I've had similar thoughts about using a FLEDGE-like model, also inspired by Shared Storage API (and this issue related to Shared Storage and the many proposals that depend on).

As I've been thinking about it, a user-agent (UA) could provide a restricted environment which provided:

  • Controlled access to on-device data assets, both native and custom.
  • Access to an off-device, trusted, read-only k/v store for data and executable code.
  • A means of executing worklets with read access to both data sources which can either ask the UA to add outputs (potentially high-entropy) to a data store only available to worklets or low-entropy, carefully gated outputs that can be returned to the caller and communicated off-device.

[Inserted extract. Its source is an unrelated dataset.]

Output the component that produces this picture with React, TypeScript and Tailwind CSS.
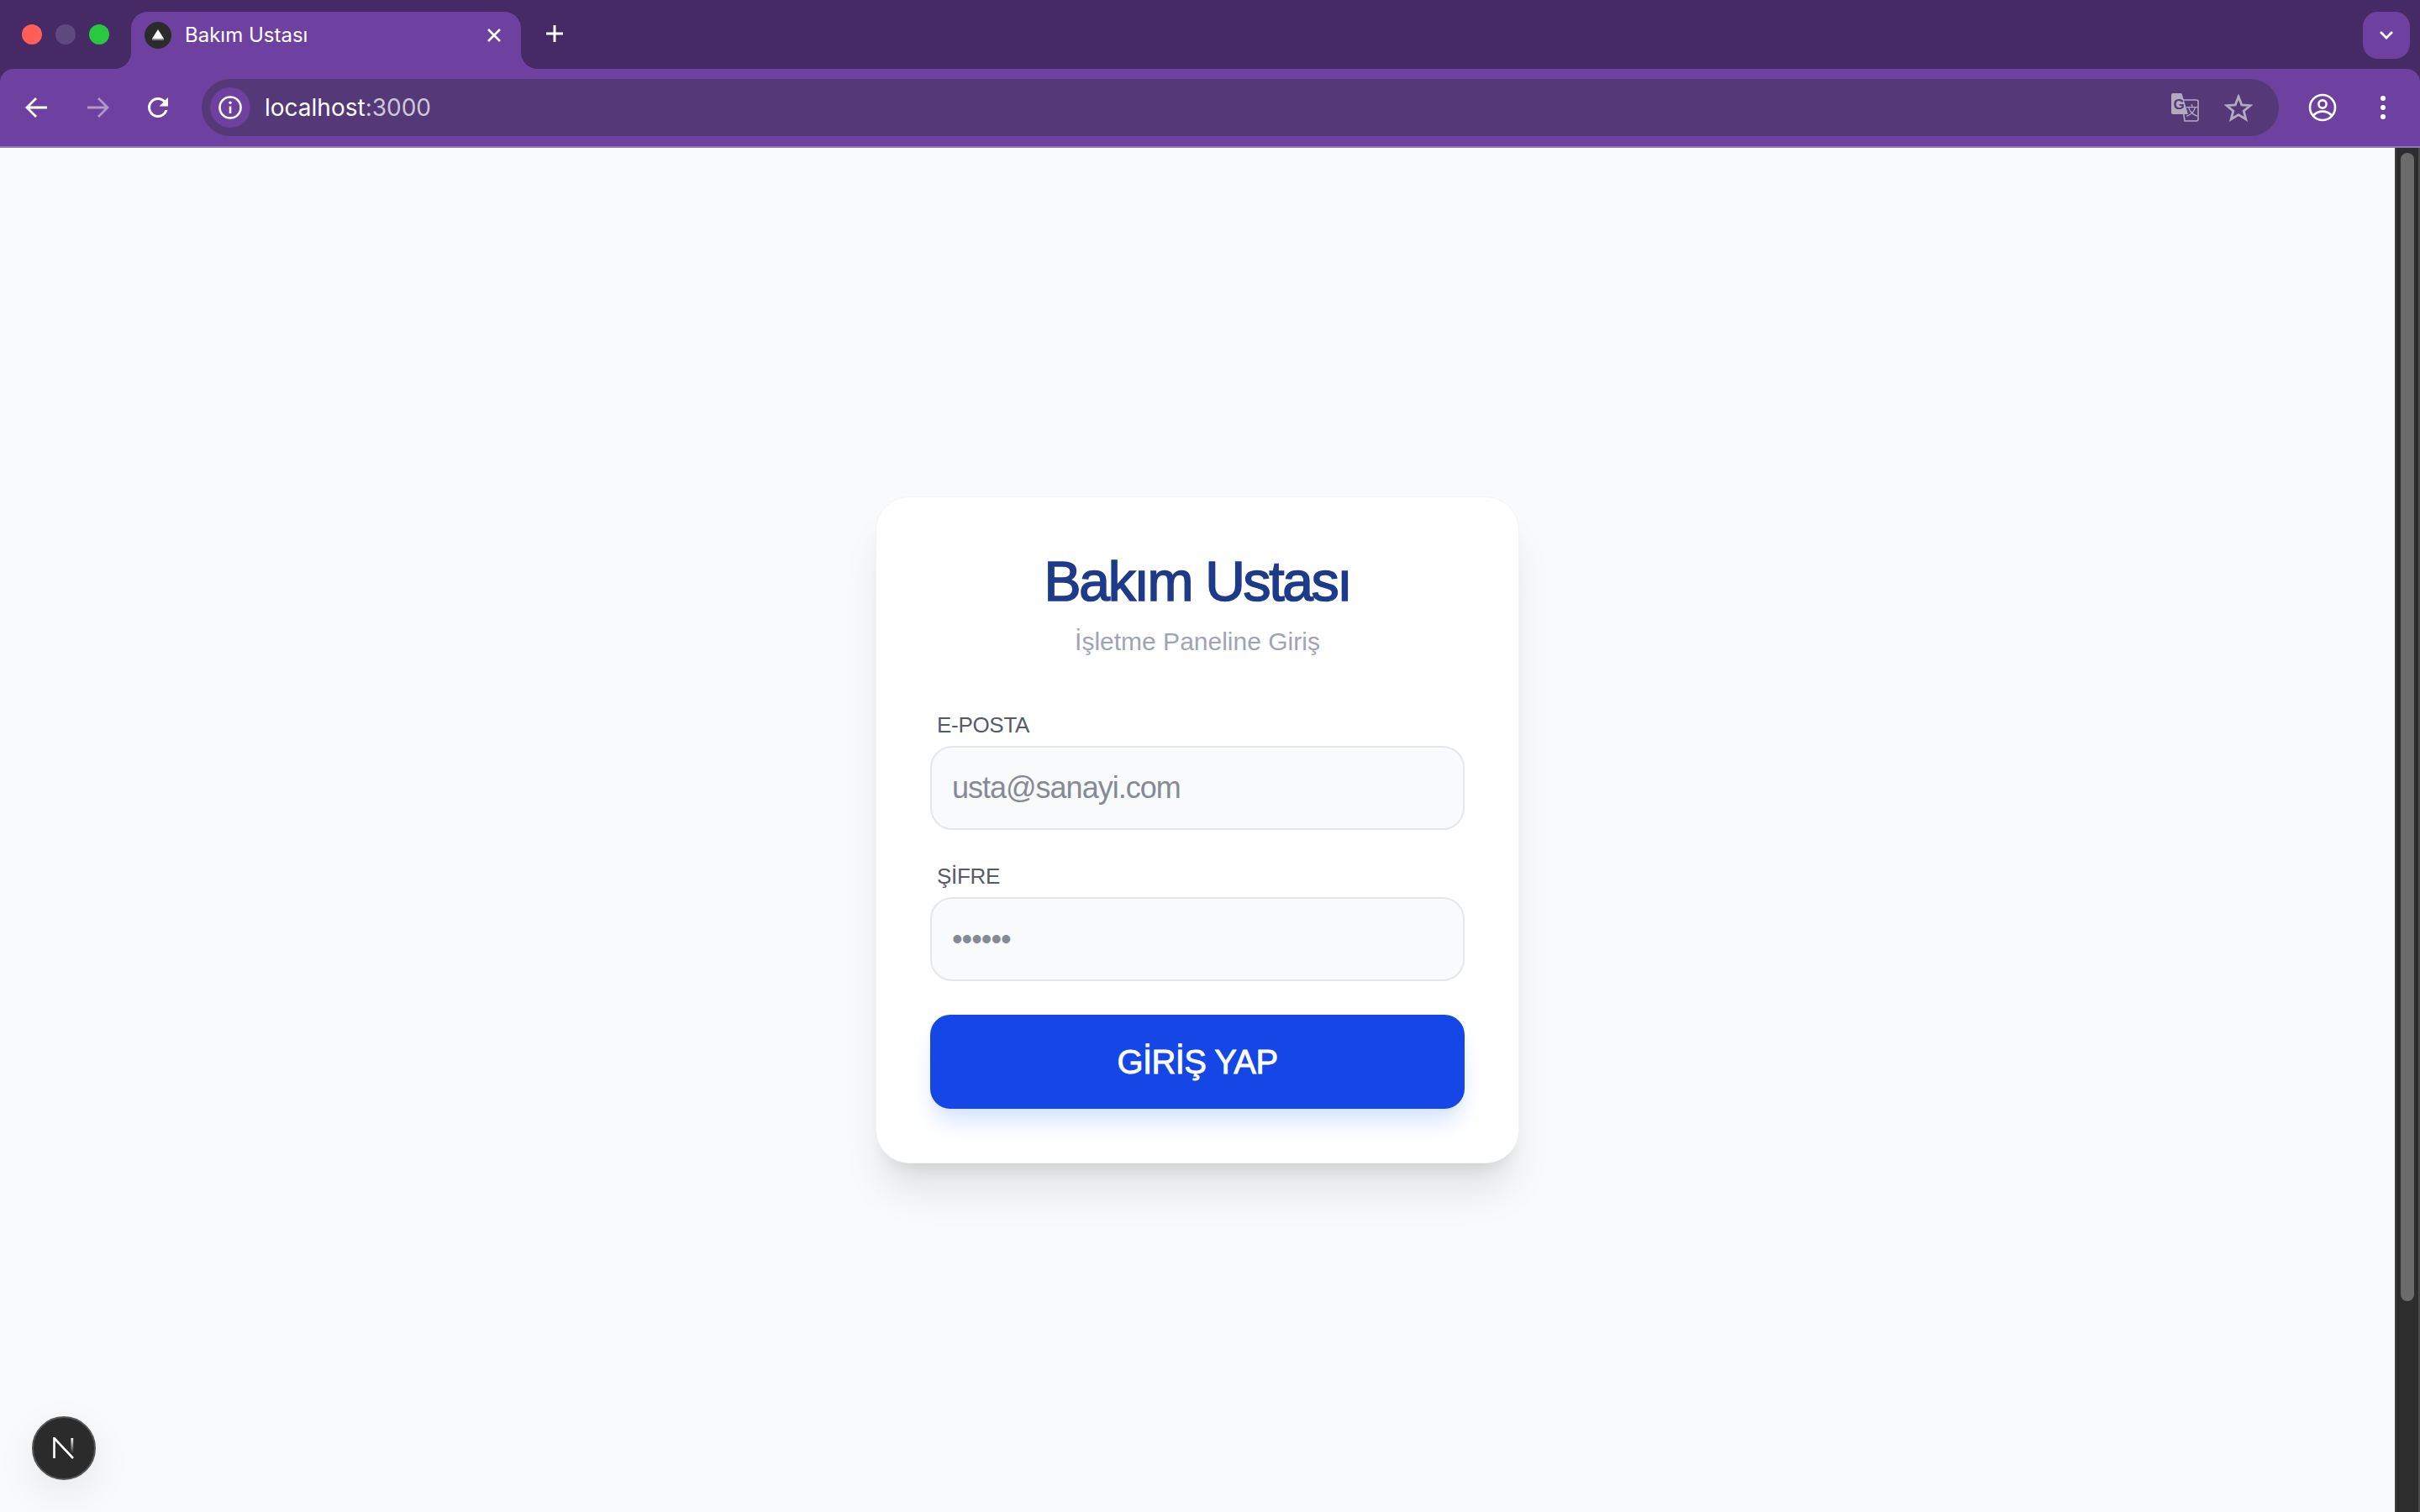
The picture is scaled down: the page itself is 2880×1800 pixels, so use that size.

To give an example of what I'm suggesting: In a sensitive app a worklet could me invoked every time a user logged in which:

  • Asked the UA to check a trusted k/v store for updates.
  • Queried the UA for characteristics of the active context: time of day, location, network, etc., as well as for previously generated outputs.
  • Generated a new set of scores and had them added to the history.
  • Returned a score, 1 to 10, indicating how likely it was the login was initiated by the person who usually logged in.

The output of the worklet could then be used by the app to decide whether or not to prompt the user for additional input, like a pin.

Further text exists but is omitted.